Este verano está siendo especialmente duro. Y no es que los anteriores, desde hace cinco años, no lo hayan sido pero las circunstancias son distintas, y todo se ha ido uniendo para producir este desasosiego.
Se ha roto el recogimiento necesario para la cura del espíritu. También la rutina, necesaria para pasar de una cosa a otra como si pisaras las piedras necesarias para cruzar el río de la pena, sin el miedo de caer al agua porque las piedras, por el paso del tiempo, estaban bien asentadas.

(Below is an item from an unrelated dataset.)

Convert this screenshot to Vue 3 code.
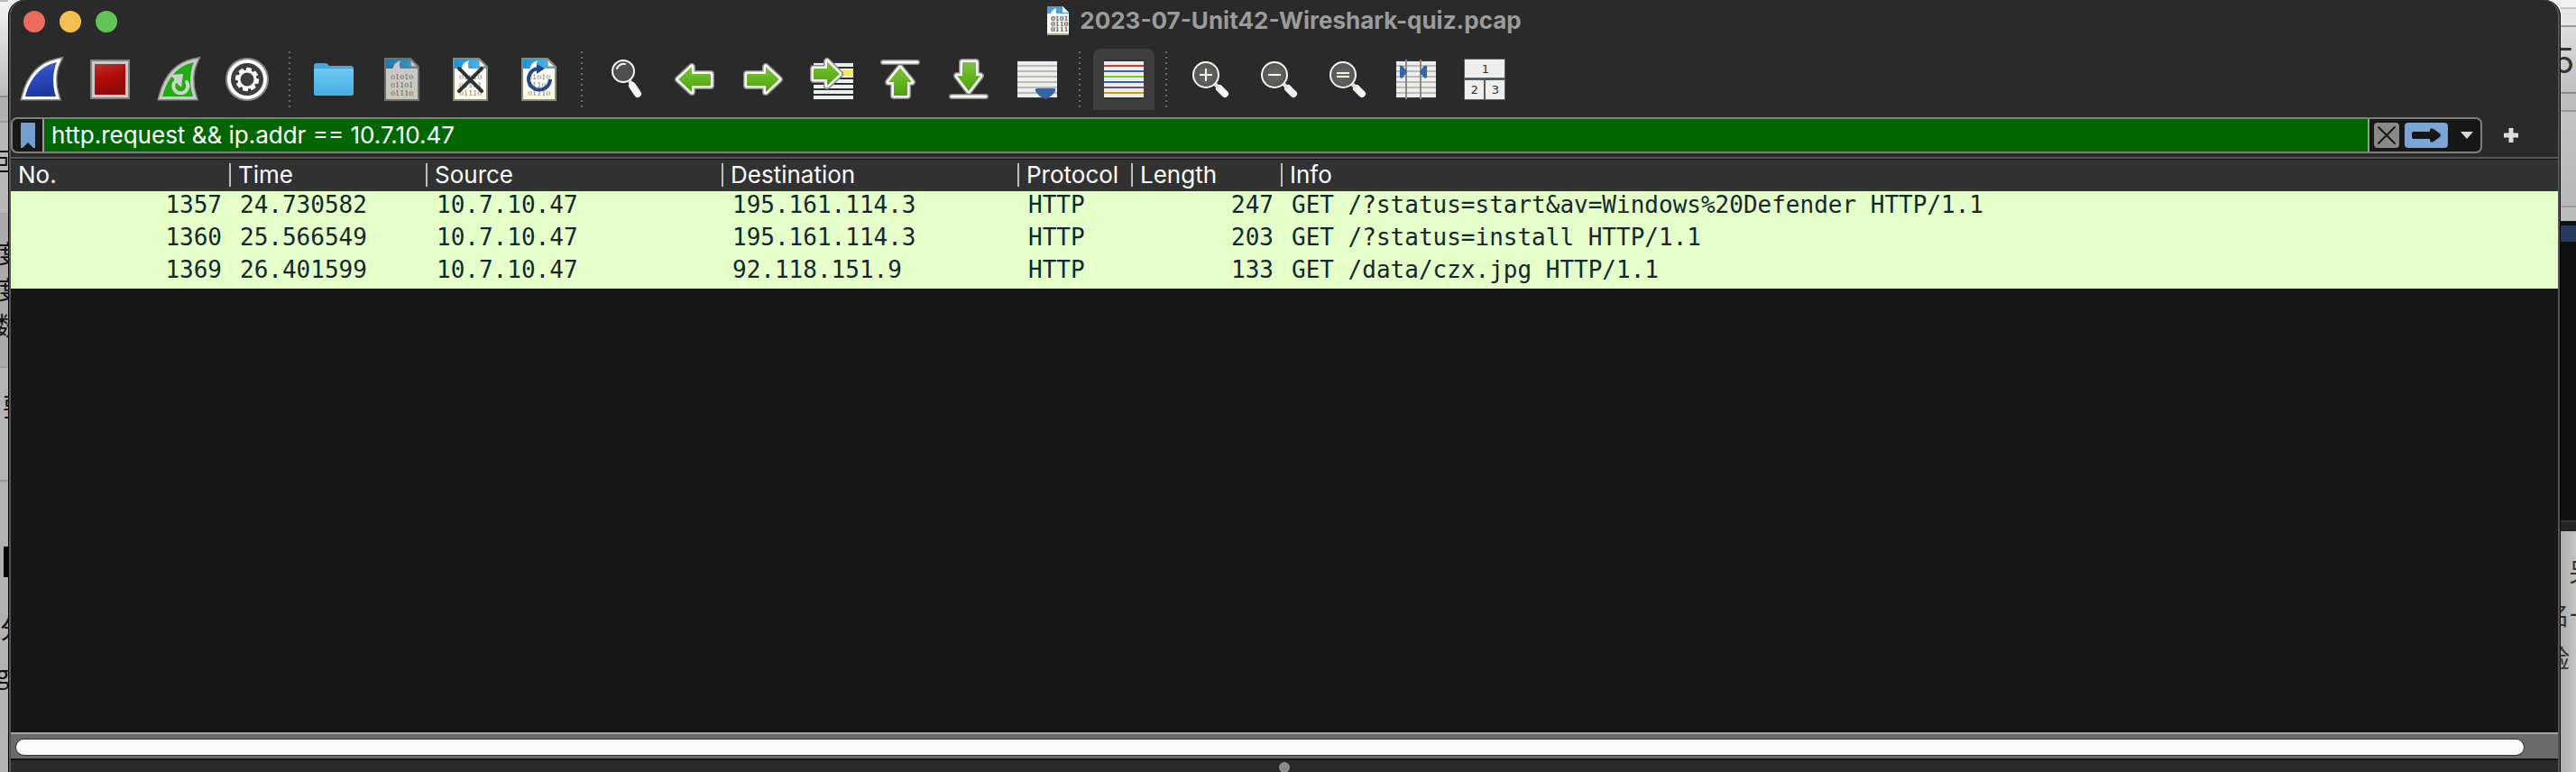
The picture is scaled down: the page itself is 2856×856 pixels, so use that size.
<script setup>
import { ref } from 'vue'

const filter = ref('http.request && ip.addr == 10.7.10.47')

const groups = [
  [
    { id: 'start', label: 'Start capturing packets' },
    { id: 'stop', label: 'Stop capturing packets' },
    { id: 'restart', label: 'Restart current capture' },
    { id: 'options', label: 'Capture options' },
  ],
  [
    { id: 'open', label: 'Open a capture file' },
    { id: 'save', label: 'Save this capture file' },
    { id: 'close', label: 'Close this capture file' },
    { id: 'reload', label: 'Reload this file' },
  ],
  [
    { id: 'find', label: 'Find a packet' },
    { id: 'back', label: 'Go back' },
    { id: 'forward', label: 'Go forward' },
    { id: 'goto', label: 'Go to packet' },
    { id: 'first', label: 'Go to first packet' },
    { id: 'last', label: 'Go to last packet' },
    { id: 'autoscroll', label: 'Auto scroll' },
  ],
  [{ id: 'colorize', label: 'Colorize packet list', active: true }],
  [
    { id: 'zoomin', label: 'Zoom in' },
    { id: 'zoomout', label: 'Zoom out' },
    { id: 'zoomreset', label: 'Normal size' },
    { id: 'columns', label: 'Resize columns' },
    { id: 'layout', label: 'Reset layout' },
  ],
]

const columns = [
  { key: 'no', title: 'No.', right: true },
  { key: 'time', title: 'Time' },
  { key: 'src', title: 'Source' },
  { key: 'dst', title: 'Destination' },
  { key: 'proto', title: 'Protocol' },
  { key: 'len', title: 'Length', right: true },
  { key: 'info', title: 'Info' },
]

const packets = [
  { no: '1357', time: '24.730582', src: '10.7.10.47', dst: '195.161.114.3', proto: 'HTTP', len: '247', info: 'GET /?status=start&av=Windows%20Defender HTTP/1.1' },
  { no: '1360', time: '25.566549', src: '10.7.10.47', dst: '195.161.114.3', proto: 'HTTP', len: '203', info: 'GET /?status=install HTTP/1.1' },
  { no: '1369', time: '26.401599', src: '10.7.10.47', dst: '92.118.151.9', proto: 'HTTP', len: '133', info: 'GET /data/czx.jpg HTTP/1.1' },
]

const ruleYs = [9, 15, 21, 27, 33, 39]
const ruleColors = ['#ef2929', '#3465a4', '#73d216', '#3465a4', '#75507b', '#c4a000']
const teeth = [0, 45, 90, 135, 180, 225, 270, 315]
const arrows = {
  back: 'M6 24L21 10V18H42V31H21V38Z',
  forward: 'M42 24L27 10V18H6V31H27V38Z',
  goto: 'M33 18L19 4V12H4V24H19V31Z',
  first: 'M24 11L37 27H32V42H17V27H11Z',
  last: 'M24 37L37 20H32V5H17V20H11Z',
}
</script>

<template>
  <div class="desktop">
    <div class="behind left" aria-hidden="true">
      <div class="l1"></div>
      <div class="l2"></div>
      <div class="l3"><span>距</span></div>
      <div class="l4"><span>度</span><span>度</span><span>数</span></div>
      <div class="l5"><span>要</span></div>
      <div class="l6"><i></i><span class="fen">分</span><span class="gee">g</span></div>
    </div>

    <main class="window">
      <header class="titlebar">
        <div class="lights">
          <button class="light red" aria-label="Close"></button>
          <button class="light yellow" aria-label="Minimize"></button>
          <button class="light green" aria-label="Zoom window"></button>
        </div>
        <h1 class="title">
          <svg width="24" height="32" viewBox="0 0 24 32">
            <path d="M0 0H17L24 7V32H0Z" fill="#fbfbee" />
            <path d="M0 0H17V7H24V8H0Z" fill="#4a9fd8" />
            <path d="M4 8Q6 3 10 2Q9 5 10 8Z" fill="#fff" />
            <path d="M17 0L24 7H17Z" fill="#eee" />
            <path d="M0 31H24" stroke="#a9a994" stroke-width="2" />
            <g class="bits" font-size="7" fill="#666">
              <text x="4" y="16">0101</text><text x="4" y="22">0110</text><text x="4" y="28">0111</text>
            </g>
          </svg>
          <span>2023-07-Unit42-Wireshark-quiz.pcap</span>
        </h1>
      </header>

      <nav class="toolbar" aria-label="Main toolbar">
        <svg class="defs" width="0" height="0" aria-hidden="true">
          <defs>
            <linearGradient id="gBlue" x1="0" y1="0" x2="0.3" y2="1"><stop offset="0" stop-color="#4a6fd4" /><stop offset="0.5" stop-color="#2a4bc0" /><stop offset="1" stop-color="#1f3a9c" /></linearGradient>
            <linearGradient id="gRed" x1="0" y1="0" x2="0.3" y2="1"><stop offset="0" stop-color="#b83430" /><stop offset="0.5" stop-color="#b00c0a" /><stop offset="1" stop-color="#8c0c0a" /></linearGradient>
            <linearGradient id="gGreen" x1="0" y1="0" x2="0" y2="1"><stop offset="0" stop-color="#7cc43a" /><stop offset="1" stop-color="#4ba40a" /></linearGradient>
            <linearGradient id="gFolder" x1="0" y1="0" x2="0" y2="1"><stop offset="0" stop-color="#6cc7f3" /><stop offset="1" stop-color="#46aee4" /></linearGradient>
            <linearGradient id="gSky" x1="0" y1="0" x2="1" y2="0"><stop offset="0" stop-color="#1c93d6" /><stop offset="1" stop-color="#42b4ee" /></linearGradient>
            <linearGradient id="gPaper" x1="0" y1="0" x2="0" y2="1"><stop offset="0.4" stop-color="#ffffff" /><stop offset="1" stop-color="#fffde0" /></linearGradient>
            <radialGradient id="gLens"><stop offset="0" stop-color="#6a6a68" /><stop offset="1" stop-color="#555553" /></radialGradient>
          </defs>
        </svg>
        <template v-for="(group, gi) in groups" :key="gi">
          <span v-if="gi" class="sep"></span>
          <div class="group">
            <button v-for="b in group" :key="b.id" class="tool" :class="{ active: b.active }" :aria-label="b.label">
              <svg width="48" height="48" viewBox="0 0 48 48">
                <template v-if="b.id === 'start' || b.id === 'restart'">
                  <path d="M6 43C11 24 22 9 41 5C36 16 36 31 40 43Z" stroke="#858585" stroke-width="9" stroke-miterlimit="3" />
                  <path d="M6 43C11 24 22 9 41 5C36 16 36 31 40 43Z" :stroke="b.id === 'start' ? '#fff' : '#c9c9c9'" stroke-width="6" stroke-miterlimit="3" />
                  <path d="M6 43C11 24 22 9 41 5C36 16 36 31 40 43Z" :fill="b.id === 'start' ? 'url(#gBlue)' : '#22ab12'" />
                  <g v-if="b.id === 'restart'">
                    <path d="M33 27A8 8 0 1 1 19 28" fill="none" stroke="#d0d0ce" stroke-width="4" stroke-linecap="round" />
                    <path d="M14 19L29 18L27 33L22 28L19 29V23Z" fill="#d0d0ce" />
                  </g>
                </template>
                <template v-else-if="b.id === 'stop'">
                  <rect x="2" y="2" width="44" height="44" fill="#828282" />
                  <rect x="4" y="4" width="40" height="40" fill="#cbcbcb" />
                  <rect x="7" y="7" width="34" height="34" fill="url(#gRed)" />
                </template>
                <template v-else-if="b.id === 'options'">
                  <circle cx="24" cy="24" r="24" fill="#8a8a8a" />
                  <circle cx="24" cy="24" r="22" fill="#fff" />
                  <circle cx="24" cy="24" r="18" fill="#3e3e3e" />
                  <rect v-for="t in teeth" :key="t" x="21" y="11" width="6" height="5" rx="1" fill="#fff" :transform="`rotate(${t + 10} 24 24)`" />
                  <circle cx="24" cy="24" r="9" fill="none" stroke="#fff" stroke-width="3" />
                </template>
                <template v-else-if="b.id === 'open'">
                  <path d="M2 9Q2 6 5 6H15Q17 6 19 9H43Q46 9 46 12V38H2Z" fill="#45a7da" />
                  <path d="M2 13H46V40Q46 42 44 42H4Q2 42 2 40Z" fill="url(#gFolder)" />
                  <path d="M3 13H45" stroke="#8fd6f7" />
                </template>
                <template v-else-if="['save', 'close', 'reload'].includes(b.id)">
                  <g :opacity="b.id === 'save' ? 0.75 : 1">
                    <path d="M5 1H33L42 10V47H5Z" fill="url(#gPaper)" />
                    <path d="M6 2H33V12H6Z" fill="url(#gSky)" />
                    <path d="M33 9H41V12H33Z" fill="#42b4ee" />
                    <path d="M13 13Q15 5 22 3Q20 8 22 13Z" fill="#fff" />
                    <path d="M33 1V10H42Z" fill="#f4f4f0" stroke="#888a80" />
                    <path d="M5 1H33L42 10V47H5Z" fill="none" stroke="#888a80" stroke-width="2" />
                    <g class="bits" font-size="8" fill="#7c7c72">
                      <text x="11" y="24">01010</text><text x="11" y="33">01101</text><text x="11" y="42">01110</text>
                    </g>
                  </g>
                  <path v-if="b.id === 'close'" d="M11 12L36 37M36 12L11 37" stroke="#2e3436" stroke-width="4" stroke-linecap="round" />
                  <g v-if="b.id === 'reload'">
                    <path d="M21 12A12 12 0 1 0 36 24" fill="none" stroke="#204a87" stroke-width="4" />
                    <path d="M21 7L30 12L21 18Z" fill="#204a87" />
                  </g>
                </template>
                <template v-else-if="b.id === 'find'">
                  <path d="M31 31L37 40" stroke="#f4f4f4" stroke-width="8" stroke-linecap="round" />
                  <path d="M28 26L31 30" stroke="#f4f4f4" stroke-width="4" />
                  <circle cx="21" cy="15" r="12" fill="#4f4f4f" stroke="#f8f8f8" stroke-width="2" />
                  <path d="M14 12A8 8 0 0 1 23 7" fill="none" stroke="#fff" stroke-width="2" stroke-linecap="round" />
                </template>
                <template v-else-if="arrows[b.id]">
                  <g v-if="b.id === 'goto'">
                    <rect x="4" y="4" width="44" height="43" fill="#2b3337" />
                    <rect v-for="y in [6, 12, 18, 24, 30, 36, 42]" :key="y" x="4" :y="y" width="44" height="4" fill="#eeeeec" />
                    <rect x="28" y="14" width="20" height="6" fill="#fce94f" />
                  </g>
                  <g v-if="b.id === 'first' || b.id === 'last'" stroke-linecap="round">
                    <path :d="b.id === 'first' ? 'M5 5H43' : 'M5 43H43'" stroke="#888a85" stroke-width="6" />
                    <path :d="b.id === 'first' ? 'M5 5H43' : 'M5 43H43'" stroke="#fff" stroke-width="3" />
                  </g>
                  <g stroke-linejoin="round">
                    <path :d="arrows[b.id]" fill="none" stroke="#888a85" stroke-width="8" />
                    <path :d="arrows[b.id]" fill="none" stroke="#fff" stroke-width="5" />
                    <path :d="arrows[b.id]" fill="url(#gGreen)" />
                  </g>
                </template>
                <template v-else-if="['autoscroll', 'colorize', 'columns'].includes(b.id)">
                  <rect x="2" y="2" width="44" height="44" fill="#2b3337" />
                  <rect x="2" y="4" width="44" height="40" fill="#eeeeec" />
                  <rect v-for="(y, i) in ruleYs" :key="y" x="2" :y="y - 1" width="44" height="2" :fill="b.id === 'colorize' ? ruleColors[i] : '#babdb6'" />
                  <path v-if="b.id === 'autoscroll'" d="M24 34H42Q45 34 44 37Q40 43 35 45Q33 46 31 45Q26 43 22 37Q21 34 24 34Z" fill="#3465a4" />
                  <g v-if="b.id === 'columns'">
                    <path d="M13 2V46M29 2V46" stroke="#888a85" stroke-width="2" />
                    <path d="M6 9Q8 8 10 10L14 16L10 21Q8 24 6 22ZM36 9Q34 8 32 10L28 16L32 21Q34 24 36 22Z" fill="#3465a4" />
                  </g>
                </template>
                <template v-else-if="b.id === 'layout'">
                  <rect x="1" y="1" width="46" height="46" fill="#555b5e" />
                  <path d="M2 2H46V22H2ZM2 25H23V46H2ZM25 25H46V46H25Z" fill="#eeeeec" />
                  <g class="digits" font-size="13" fill="#2e3436" text-anchor="middle">
                    <text x="25" y="17">1</text><text x="13" y="40">2</text><text x="36" y="40">3</text>
                  </g>
                </template>
                <template v-else>
                  <path d="M34 34L40 40" stroke="#f6f6f6" stroke-width="8" stroke-linecap="round" />
                  <path d="M29 29L34 34" stroke="#d8e8cc" stroke-width="4" />
                  <circle cx="19" cy="19" r="14" fill="url(#gLens)" stroke="#f6faf2" stroke-width="2" />
                  <path v-if="b.id === 'zoomin'" d="M12 19H26M19 12V26" stroke="#f0fbe8" stroke-width="2" />
                  <path v-if="b.id === 'zoomout'" d="M12 19H26" stroke="#f0fbe8" stroke-width="2" />
                  <path v-if="b.id === 'zoomreset'" d="M12 17H26M12 21H26" stroke="#e6f8d8" stroke-width="2" />
                </template>
              </svg>
            </button>
          </div>
        </template>
      </nav>

      <form class="filterrow" @submit.prevent>
        <div class="filterbox">
          <button type="button" class="bookmark" aria-label="Manage saved filters">
            <svg width="16" height="28" viewBox="0 0 16 28"><path d="M0 1Q0 0 1 0H15Q16 0 16 1V28H14L8 22L2 28H0Z" fill="#729fcf" /></svg>
          </button>
          <input v-model="filter" type="text" aria-label="Display filter" spellcheck="false" />
          <button type="button" class="clear" aria-label="Clear filter">
            <svg width="28" height="28" viewBox="0 0 28 28"><rect width="28" height="28" rx="4" fill="#888a85" /><path d="M5 5L23 23M23 5L5 23" stroke="#171717" stroke-width="2" stroke-linecap="round" /></svg>
          </button>
          <button type="submit" class="apply" aria-label="Apply filter">
            <svg width="48" height="28" viewBox="0 0 48 28"><rect width="48" height="28" rx="4" fill="#7aa5d4" /><path d="M10 10H28V8Q29 5 32 7L39 12Q41 14 39 16L32 21Q29 23 28 20V18H10Q8 18 8 16V12Q8 10 10 10Z" fill="#171717" /></svg>
          </button>
          <button type="button" class="recent" aria-label="Recent filters">
            <svg width="14" height="8" viewBox="0 0 14 8"><path d="M0 0H14L7 8Z" fill="#d6d6d0" /></svg>
          </button>
        </div>
        <button type="button" class="add" aria-label="Add filter button">
          <svg width="16" height="16" viewBox="0 0 16 16"><path d="M8 0V16M0 8H16" stroke="#dcdcdc" stroke-width="5" /></svg>
        </button>
      </form>

      <section class="packets">
        <table>
          <colgroup><col v-for="c in columns" :key="c.key" :class="'c-' + c.key" /></colgroup>
          <thead>
            <tr><th v-for="c in columns" :key="c.key" scope="col">{{ c.title }}</th></tr>
          </thead>
          <tbody>
            <tr v-for="p in packets" :key="p.no">
              <td v-for="c in columns" :key="c.key" :class="{ right: c.right }">{{ p[c.key] }}</td>
            </tr>
          </tbody>
        </table>
      </section>

      <div class="track"><div class="thumb"></div></div>
      <div class="splitter"><span></span></div>
    </main>

    <div class="behind rightside" aria-hidden="true">
      <div class="r1"></div>
      <div class="r2"></div>
      <div class="r3"><span>5</span></div>
      <div class="r4"></div>
      <div class="r5"></div>
      <div class="r6"></div>
      <div class="r7"></div>
      <div class="r8"></div>
      <div class="r9"></div>
      <div class="r10"><span class="far">另</span><span>名一</span><span>验</span></div>
    </div>
  </div>
</template>

<style>
body { background: #b4b4b4; }
</style>

<style scoped>
* { box-sizing: border-box; }
.desktop {
  display: grid;
  grid-template-columns: 9px minmax(0, 1fr) 17px;
  height: 100vh;
  overflow: hidden;
  background: linear-gradient(#eee, #bbb 160px);
  font-family: Inter, "Liberation Sans", "Noto Sans CJK SC", sans-serif;
}
button { appearance: none; border: 0; padding: 0; margin: 0; background: none; font: inherit; display: flex; align-items: center; justify-content: center; }
svg { display: block; overflow: visible; flex: none; }

.behind { display: flex; flex-direction: column; overflow: hidden; min-width: 0; height: 100vh; font-family: "Noto Sans CJK SC", sans-serif; font-size: 28px; line-height: 40px; color: #111; white-space: nowrap; }
.behind > div { flex: none; overflow: hidden; }
.behind span { display: block; }
.left span { text-indent: -17px; }
.l1 { height: 108px; background: linear-gradient(#f4f4f4, #bababa); border-bottom: 2px solid #8e8e8e; border-top: 2px solid #bbb; }
.l2 { height: 28px; background: #b0b0b0; border-bottom: 2px solid #9c9c9c; }
.l3 { height: 102px; background: #b8b8b8; border-bottom: 2px solid #a6a6a6; padding-top: 22px; }
.l4 { height: 170px; background: #aaa; border-bottom: 2px solid #9e9e9e; padding-top: 22px; }
.left .l4 span { text-indent: -6px; }
.l5 { height: 126px; background: #b5b5b5; border-bottom: 2px solid #999; padding-top: 22px; }
.left .l5 span { text-indent: 3px; }
.left .l6 { flex: 1; background: #b2b2b2; padding-top: 72px; }
.l6 i { display: block; height: 34px; margin-left: 4px; background: #060606; }
.left .fen { margin-top: 36px; text-indent: 0; }
.left .gee { margin-top: 10px; text-indent: -5px; }

.rightside { color: #333; }
.r1 { height: 10px; background: #f2f2f2; border-bottom: 2px solid #c8c8c8; }
.r2 { height: 20px; background: #e6e6e6; border-bottom: 2px solid #969696; }
.r3 { height: 74px; background: linear-gradient(#dedede, #bfbfbf); border-bottom: 2px solid #8a8a8a; font: 38px/74px Inter, sans-serif; text-indent: -8px; }
.r4 { height: 20px; background: #bdbdbd; border-bottom: 2px solid #999; }
.r5 { height: 106px; background: linear-gradient(#c2c2c2, #b8b8b8); border-bottom: 2px solid #999; }
.r6 { height: 15px; background: #bcbcbc; }
.r7 { height: 23px; background: #263b5e; border-top: 5px solid #111; }
.r8 { height: 309px; background: #101010; }
.r9 { height: 12px; background: #232323; border-top: 2px solid #333; }
.rightside .r10 { flex: 1; background: linear-gradient(90deg, #acacac, #c4c4c4); padding-top: 20px; line-height: 48px; }
.r10 span { text-indent: -18px; }
.r10 .far { text-indent: 9px; }

.window {
  display: flex;
  flex-direction: column;
  min-width: 0;
  height: 100vh;
  overflow: hidden;
  background: #2a2a2a;
  border: solid #000;
  border-width: 0 1px;
  border-radius: 18px 18px 0 0;
  box-shadow: inset 2px 0 #555, inset -2px 0 #555;
  padding: 0 2px;
}
.titlebar { display: grid; grid-template-columns: 1fr auto 1fr; align-items: center; height: 48px; flex: none; }
.lights { display: flex; gap: 16px; padding-left: 14px; }
.light { width: 24px; height: 24px; border-radius: 50%; }
.red { background: #ed6a5e; }
.yellow { background: #f5bf4f; }
.green { background: #61c554; }
.title { display: flex; align-items: center; gap: 12px; margin: 0; padding-bottom: 2px; font-size: 26px; line-height: 32px; font-weight: 700; color: #9b9b9b; }
.bits { font-family: "DejaVu Serif", serif; }
.digits { font-family: "DejaVu Sans", sans-serif; }

.toolbar { display: flex; align-items: center; height: 76px; flex: none; padding-top: 4px; }
.defs { position: absolute; }
.group { display: flex; gap: 8px; }
.tool { width: 68px; height: 68px; }
.tool.active { background: #3f3f3f; border-radius: 8px 8px 0 0; }
.sep { width: 2px; height: 62px; margin: 0 14px 0 12px; background: repeating-linear-gradient(#666 0 2px, transparent 2px 6px); }

.filterrow { display: flex; align-items: center; height: 50px; flex: none; padding-top: 2px; }
.filterbox { display: flex; flex: 1; align-items: center; min-width: 0; height: 40px; background: #171717; border: 2px solid #7f7f7f; border-radius: 7px; }
.bookmark { width: 33px; height: 36px; }
.filterbox input { flex: 1; min-width: 0; height: 36px; margin: 0; padding: 0 8px; border: solid #9a9a9a; border-width: 0 2px; border-radius: 0; outline: 0; background: #006700; color: #fff; font: 26px/36px Inter, sans-serif; }
.clear { margin-left: 5px; }
.apply { margin-left: 6px; }
.recent { width: 36px; height: 36px; padding: 0 7px 0 13px; }
.add { width: 84px; height: 40px; padding-right: 20px; }

.packets { flex: 1; min-height: 0; overflow: hidden; background: #171717; border-top: 2px solid #585858; }
table { width: 100%; table-layout: fixed; border-collapse: separate; border-spacing: 0; }
.c-no { width: 244px; }
.c-time { width: 218px; }
.c-src, .c-dst { width: 328px; }
.c-proto { width: 126px; }
.c-len { width: 166px; }
thead { background: #323232; box-shadow: inset 0 1px #111; }
th { height: 36px; padding: 0 8px; text-align: left; color: #fff; font-size: 26px; line-height: 32px; font-weight: 400; white-space: nowrap; background: linear-gradient(#bdbdbd, #bdbdbd) right center / 2px 26px no-repeat; }
th:last-child { background: none; }
td { height: 36px; padding: 0 10px 6px; line-height: 30px; font-family: "DejaVu Sans Mono", monospace; font-size: 26px; color: #12272e; background: #e4ffc7; white-space: nowrap; }
.right { text-align: right; }

.track { flex: none; height: 31px; padding: 6px 38px 4px 6px; background: #6b6b6b; border-top: 2px solid #a4a4a4; border-bottom: 2px solid #151515; }
.thumb { height: 17px; border-radius: 9px; background: #fafafa; box-shadow: 0 0 0 1px #333; }
.splitter { flex: none; height: 13px; display: flex; justify-content: center; padding-top: 2px; }
.splitter span { width: 12px; height: 12px; border-radius: 50%; background: #8c8c8c; flex: none; }
</style>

Es tiempo de mudanza y, al contrario de los veranos que recuerdo cuando era niña, mi horizonte no se expande al ver el mar. El aire fresco con sabor salado no frota mi cara. Mis únicas preocupaciones no son ese sol que me ponía roja como un cangrejo, porque entonces no había cremas protectoras, ni las perrerías de mis primos para bajarme el bañador o hacerme ahogadillas. Tampoco era preocupante el sonido «guachi, guachi» de mí alrededor, que duraba, incluso, algunos días, a mi regreso a tierras de Castilla.
Este verano, muy caluroso, comparado con mis recuerdos, me trae aires con olor a pintura y barniz, dolor de piernas y sensación de final, de ocaso, de muerte, porque las cosas son las que acumulan los recuerdos, y los recuerdos traen el dolor de la ausencia.
Y la frase «cualquier tiempo pasado fue mejor», se confirma a cada paso, con cada movimiento de caja, con cada nuevo poner, con «aquí había», con «dónde lo ponemos».
No quiero más cambios. Dejadme los que ya he tenido. Estoy mudando la piel. Se me está cayendo a pedazos. Va dejando un rastro que se pierde en el camino. Dejadme en paz. Con mi paz. Llena de guerra.
(Helena y el gato de la tía Antonia. Los veranos de Helena en Chillón)
Flor Zapata Ruiz, madre de Helena. Verano 2010. Quinto verano sin ella.